Many members of Georgia’s delegation in the U.S. House were busy laying blame this week in advance of the possible government shutdown.

“Hopefully history won’t repeat itself with Republicans shutting down government again,” Democrat Hank Johnson of DeKalb County said, referring to the 1995 federal shutdown. “But it appears that Republican leadership cannot control its tea party flank, which has hijacked the process.”

Republican Paul Broun’s office lobbed the blame back across the aisle, however. “President Obama and Congressional Democrats continue to offer the same unacceptable ‘compromises’ which have clearly illuminated their intention to shut down the government,” Broun, who represents north Georgia, said in a statement on his website.

House members are expected to vote today on a resolution that will fund the Defense Department through the end of September and keep the rest of the federal government running one more week.

That will allow legislators more time to seek a compromise on spending for the final six months of Fiscal Year 2011.

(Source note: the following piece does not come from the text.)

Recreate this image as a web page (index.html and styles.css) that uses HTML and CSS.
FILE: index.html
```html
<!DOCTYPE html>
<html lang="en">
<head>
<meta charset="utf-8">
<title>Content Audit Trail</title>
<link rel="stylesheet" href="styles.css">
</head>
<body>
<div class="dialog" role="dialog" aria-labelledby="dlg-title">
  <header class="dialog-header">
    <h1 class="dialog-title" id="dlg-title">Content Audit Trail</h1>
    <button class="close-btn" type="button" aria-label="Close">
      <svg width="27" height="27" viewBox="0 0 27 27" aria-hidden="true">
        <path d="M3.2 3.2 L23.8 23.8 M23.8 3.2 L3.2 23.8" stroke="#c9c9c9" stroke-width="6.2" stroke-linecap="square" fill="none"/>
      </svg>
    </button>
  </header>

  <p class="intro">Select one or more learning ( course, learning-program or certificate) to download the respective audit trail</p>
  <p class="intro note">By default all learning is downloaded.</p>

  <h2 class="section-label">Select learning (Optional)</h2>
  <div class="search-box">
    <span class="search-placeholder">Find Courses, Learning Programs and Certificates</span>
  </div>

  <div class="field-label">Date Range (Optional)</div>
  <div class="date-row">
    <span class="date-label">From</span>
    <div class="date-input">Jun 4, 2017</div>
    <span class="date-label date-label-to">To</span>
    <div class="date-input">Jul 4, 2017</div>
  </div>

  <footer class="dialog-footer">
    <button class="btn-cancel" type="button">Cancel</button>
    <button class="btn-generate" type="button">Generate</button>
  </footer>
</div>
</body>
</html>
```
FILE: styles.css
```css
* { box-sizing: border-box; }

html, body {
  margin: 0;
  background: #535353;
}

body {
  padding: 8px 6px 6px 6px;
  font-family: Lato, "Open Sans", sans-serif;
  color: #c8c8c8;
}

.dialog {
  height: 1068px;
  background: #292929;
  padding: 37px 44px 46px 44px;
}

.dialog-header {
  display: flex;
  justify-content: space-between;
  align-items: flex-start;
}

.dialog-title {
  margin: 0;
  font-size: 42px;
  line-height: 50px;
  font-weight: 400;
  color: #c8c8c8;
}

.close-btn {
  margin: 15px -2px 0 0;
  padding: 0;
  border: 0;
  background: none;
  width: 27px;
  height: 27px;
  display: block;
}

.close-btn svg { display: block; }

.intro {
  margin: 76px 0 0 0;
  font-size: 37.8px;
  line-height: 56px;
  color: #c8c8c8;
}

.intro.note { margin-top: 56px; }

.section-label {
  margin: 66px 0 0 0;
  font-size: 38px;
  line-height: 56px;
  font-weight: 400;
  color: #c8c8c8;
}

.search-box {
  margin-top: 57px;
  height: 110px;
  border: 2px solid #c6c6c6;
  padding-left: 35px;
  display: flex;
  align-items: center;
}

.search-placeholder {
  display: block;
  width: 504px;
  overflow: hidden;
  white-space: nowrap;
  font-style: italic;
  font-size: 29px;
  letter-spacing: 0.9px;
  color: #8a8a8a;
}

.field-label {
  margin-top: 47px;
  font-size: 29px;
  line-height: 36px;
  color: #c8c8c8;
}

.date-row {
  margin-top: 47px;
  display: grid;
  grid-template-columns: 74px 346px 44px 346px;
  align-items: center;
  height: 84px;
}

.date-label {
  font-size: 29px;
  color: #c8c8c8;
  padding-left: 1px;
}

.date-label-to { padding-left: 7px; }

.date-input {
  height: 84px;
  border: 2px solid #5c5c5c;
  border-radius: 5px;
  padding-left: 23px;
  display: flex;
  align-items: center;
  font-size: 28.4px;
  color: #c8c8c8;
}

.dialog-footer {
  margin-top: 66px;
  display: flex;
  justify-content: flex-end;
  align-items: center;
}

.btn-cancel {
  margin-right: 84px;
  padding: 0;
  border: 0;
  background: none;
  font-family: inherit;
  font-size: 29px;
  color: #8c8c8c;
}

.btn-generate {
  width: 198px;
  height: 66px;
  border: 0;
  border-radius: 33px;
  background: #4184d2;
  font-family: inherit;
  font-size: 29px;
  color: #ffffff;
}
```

"If the American people really understood that Republicans want to strip away nearly all federal support for the sick and the elderly, the poor and the hungry … I think they would be protesting in the streets,” said Democrat  John Lewis of Atlanta. "One of the first places we can cut is in the defense department where people are proposing spending billions of dollars in weaponry that the Pentagon says they don't need."

But Republican Tom Graves of Ranger said his constituents “deserve the maximum amount of cuts.” In particular, he touted GOP proposals for "eliminating funding for Obamacare, eliminating funding for Planned Parenthood, as well as a host of other programs.”

Last week, Republicans pushed a symbolic resolution declaring that the budget passed by the House earlier this year and ignored by the Senate would become the law of the land if the Senate didn't act on it.

Democrat Sanford Bishop, who represents southwest Georgia called the move “a distraction” in the midst of the ongoing budget negotiations.

“It does make the conversation difficult,” Bishop said Tuesday on a conference call with reporters. “But it’s hard to take politics out of politics.”

Even as the White House tried to broker an 11th-hour deal to avert a government shutdown, some Georgia GOP members seemed to have moved beyond 2011.

Republican Lynn Westmoreland of Newnan joined the chorus of Republicans applauding the GOP's Budget Committee head, Paul Ryan of Wisconsin, for his proposed 2012 budget, released Tuesday. It promises to cut $6.2 trillion in federal spending over the next decade, in part by converting Medicare into a program to help individuals buy private health insurance.

“In addition to keeping our promise not to raise taxes on American families and small businesses, the ‘Path to Prosperity’ addresses the pink elephant in the room that President Obama failed to: entitlement spending,” Westmoreland said.

Bishop and fellow Democrat John Barrow of Savannah, who belong to a moderate faction known as the Blue Dog Democrats, put out their own budget proposal last week, urging House members to keep all options open.

"Our goal is to put everything on the table -- tax reform, spending cuts, new accountability measures -- and to start a real conversation with folks on both sides of the aisle about how to get our country back on a fiscally sustainable path,” Barrow said.